Bowen disease is also called squamous cell carcinoma "in situ." It is a type of skin cancer that spreads outward on the surface of the skin. By contrast, "invasive" squamous cell carcinomas can grow inward and spread to the interior of the body. Bowen disease looks like scaly, reddish patches that may be crusted; it may be mistaken for rashes, eczema, fungus, or psoriasis.
Basal Cell Carcinoma
Basal cell carcinoma is the most common and easiest-to-treat skin cancer. Because basal cell carcinoma spreads slowly, it occurs mostly in adults. Basal cell tumors can take on many forms, including a pearly white or waxy bump, often with visible blood vessels, on the ears, neck, or face. Tumors can also appear as a flat, scaly, flesh-colored or brown patch on the back or chest, or more rarely, a white, waxy scar.
Less Common Skin Cancers
Uncommon types of skin cancer include Kaposi's sarcoma, mainly seen in people with weakened immune systems; sebaceous gland carcinoma, an aggressive cancer originating in the oil glands in the skin; and Merkel cell carcinoma, which is usually found on sun-exposed areas on the head, neck, arms, and legs but often spreads to other parts of the body.

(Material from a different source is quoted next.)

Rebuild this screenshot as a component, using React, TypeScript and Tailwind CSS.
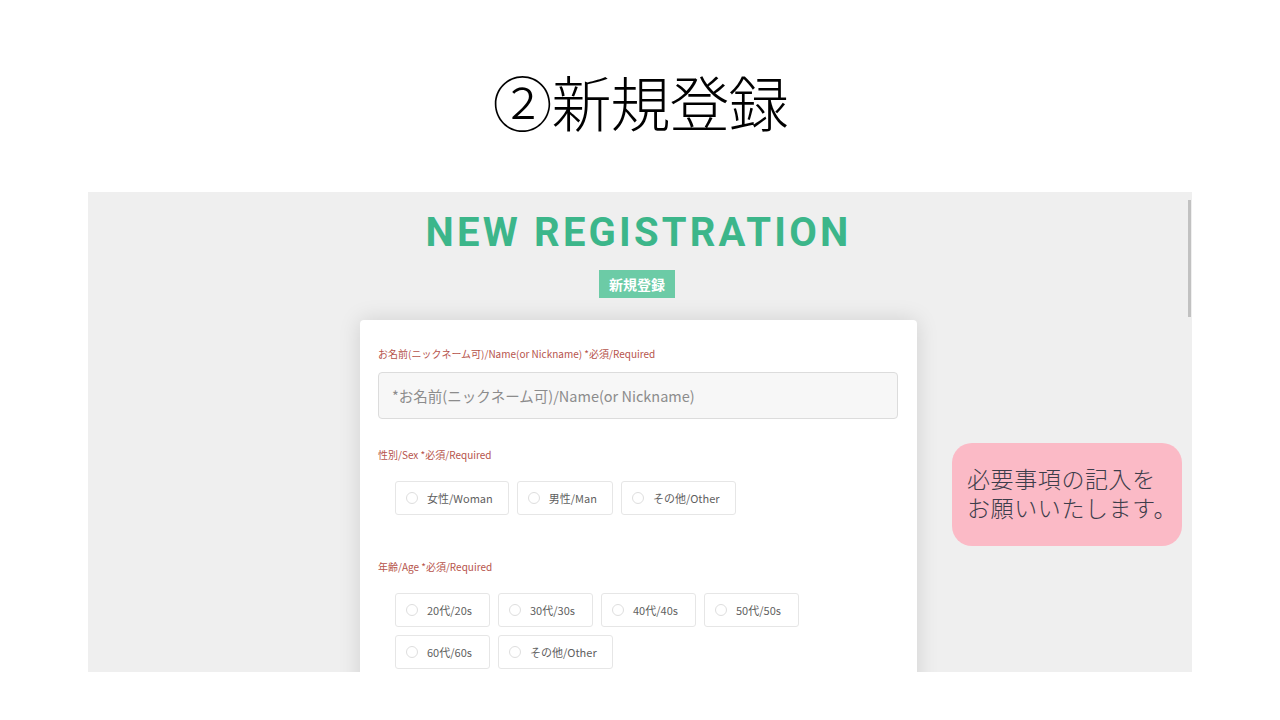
import React from 'react';

const jp = { fontFamily: '"Noto Sans CJK JP", "Noto Sans", sans-serif' };

function Radio({ label, wide }: { label: string; wide?: boolean }) {
  return (
    <label
      className={
        'flex h-[34px] items-center gap-[9px] rounded-[3px] border border-[#e6e6e6] bg-white pl-[10px] pr-[15px] ' +
        (wide ? '' : 'min-w-[95px]')
      }
    >
      <span className="h-[12px] w-[12px] shrink-0 rounded-full border border-[#dedede] bg-white" />
      <span className="text-[11px] leading-none text-[#5f5f5f]">{label}</span>
    </label>
  );
}

function FieldLabel({ children }: { children: React.ReactNode }) {
  return <p className="text-[10px] leading-[12px] text-[#b6534b]">{children}</p>;
}

export default function App() {
  return (
    <div className="flex h-[720px] w-[1280px] flex-col items-center bg-white" style={jp}>
      <h1 className="pt-[71px] text-[60px] font-light leading-none tracking-[-1px] text-black">②新規登録</h1>

      <div className="relative mt-[61px] h-[480px] w-[1104px] overflow-hidden bg-[#efefef]">
        {/* scrollbar */}
        <div className="absolute right-[1px] top-[8px] h-[117px] w-[3px] bg-[#c1c1c1]" />

        <div className="flex w-[1098px] flex-col items-center pt-[21px]">
          <h2
            className="pl-[3px] text-[40px] font-bold leading-none tracking-[3.2px] text-[#3cb68a]"
            style={{ fontFamily: 'Roboto, "Liberation Sans", Arial, sans-serif' }}
          >
            NEW REGISTRATION
          </h2>
          <div className="mt-[17px] flex h-[28px] items-center bg-[#6ccba6] px-[10px] text-[14px] font-bold text-white">
            新規登録
          </div>
        </div>

        <div className="ml-[272px] mt-[22px] w-[557px] rounded-[4px] bg-white pb-[40px] pl-[18px] pr-[19px] pt-[28px] shadow-[0_0_22px_rgba(0,0,0,0.13)]">
          <FieldLabel>お名前(ニックネーム可)/Name(or Nickname) *必須/Required</FieldLabel>
          <input
            className="mt-[12px] block h-[47px] w-[520px] rounded-[4px] border border-[#dcdcdc] bg-[#f7f7f7] px-[13px] text-[14.5px] text-[#333] outline-none placeholder:text-[#8c8c8c]"
            placeholder="*お名前(ニックネーム可)/Name(or Nickname)"
          />

          <div className="mt-[30px]">
            <FieldLabel>性別/Sex *必須/Required</FieldLabel>
          </div>
          <div className="ml-[17px] mt-[20px] flex gap-[8px]">
            <Radio label="女性/Woman" wide />
            <Radio label="男性/Man" wide />
            <Radio label="その他/Other" wide />
          </div>

          <div className="mt-[46px]">
            <FieldLabel>年齢/Age *必須/Required</FieldLabel>
          </div>
          <div className="ml-[17px] mt-[20px] flex w-[420px] flex-wrap gap-[8px]">
            <Radio label="20代/20s" />
            <Radio label="30代/30s" />
            <Radio label="40代/40s" />
            <Radio label="50代/50s" />
            <Radio label="60代/60s" />
            <Radio label="その他/Other" wide />
          </div>
        </div>

        {/* callout */}
        <div className="absolute left-[864px] top-[251px] flex h-[103px] w-[230px] flex-col rounded-[20px] bg-[#fbbac6] pl-[15px] pt-[21px] text-[23px] font-light leading-[29px] tracking-[0.6px] text-[#3d3d4a]">
          <span>必要事項の記入を</span>
          <span>お願いいたします。</span>
        </div>
      </div>
    </div>
  );
}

Who Gets Skin Cancer, and Why?
Sun exposure is the biggest cause of skin cancer. But it doesn't explain skin cancers that develop on skin not ordinarily exposed to sunlight. Exposure to environmental hazards, radiation treatment, and even heredity may play a role. Although anyone can get skin cancer, the risk is greatest for people who have:
- Fair skin or light-colored eyes
- An abundance of large and irregularly-shaped moles
- A family history of skin cancer
- A history of excessive sun exposure or blistering sunburns
- Lived at high altitudes or with year-round sunshine
- Received radiation treatments
Reduce Your Risk of Skin Cancer
Limit your exposure to the sun's ultraviolet rays, especially between 10 a.m. and 4 p.m., when the sun's rays are strongest. While outdoors, liberally apply a broad spectrum sunscreen with an SPF of 30 or higher (don't forget the lips and ears!), wear a hat and sunglasses, and cover up with clothing. And remember, if you notice changes to your skin such as a new growth, a mole changing appearance, or a sore that won't heal, see a doctor right way.